Zatrudnienie w sektorze przedsiębiorstw wzrosło w kwietniu o 4,4 proc. (r/r), a płace o 8,4 proc. Ekonomiści spodziewali się minimalnie lepszych wskazań.
- Mimo to dynamiki są bardzo wysokie i potwierdzają, że rozpędzona gospodarka tworzy nowe miejsca pracy, a płace kontynuują dobre wyniki z początku roku. Przez ostatnie cztery miesiące wynagrodzenia rosły średnio o 8 proc. - zauważa Marta Petka, ekonomistka Raiffeisen Banku.
Według Michała Chyczewskiego, ekonomisty Banku BPH, dane potwierdzają, że przyspieszenie dynamiki płac ma charakter trwały. - W następnych miesiącach możemy się spodziewać dalszego wzrostu. Dla inflacji moment alarmujący nastąpi wtedy, gdy dynamika płac przez kilka miesięcy z rzędu będzie przekraczała dynamikę wydajności - uważa ekonomista Banku BPH.

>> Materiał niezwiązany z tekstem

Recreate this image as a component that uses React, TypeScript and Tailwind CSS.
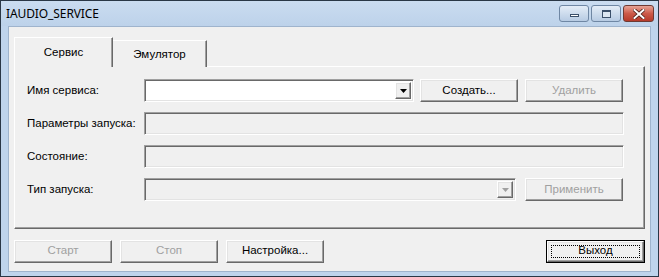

Marek Nienałtowski, główny analityk Secus Asset Management, uważa, że na razie tak nie jest. - Ze 100-procentowym stwierdzeniem tego faktu trzeba będzie poczekać do poniedziałkowych danych o produkcji przemysłowej, jednak przy prognozach rynkowych przekraczających 16,1 proc. to tylko formalność - twierdzi Marek Nienałtowski.
Piotr Kalisz, ekonomista Citibanku Handlowego, zauważa, że fundusz płac wzrósł w kwietniu realnie o 10,6 proc. - To najlepszy dowód, że kontynuowanie boomu konsumpcyjnego jest jak najbardziej możliwe. Dane uzasadniają też obawy dotyczące cen: w horyzoncie 12-18 miesięcy inflacja będzie rosła, osiągając w przyszłym roku poziom 3 proc. - przekonuje Piotr Kalisz.
Zdaniem Marty Petki, ostatnie dane z rynku pracy są argumentem przemawiającym za podwyżkami stóp. - Choć przyjdzie nam na nie poczekać - dodaje ekonomistka Raiffeisen Banku. - Najprawdopodobniej dopiero w lipcu członkowie Rady Polityki Pieniężnej (RPP) będą się zastanawiali nad podniesieniem kosztu pieniądza - dodaje Piotr Kalisz.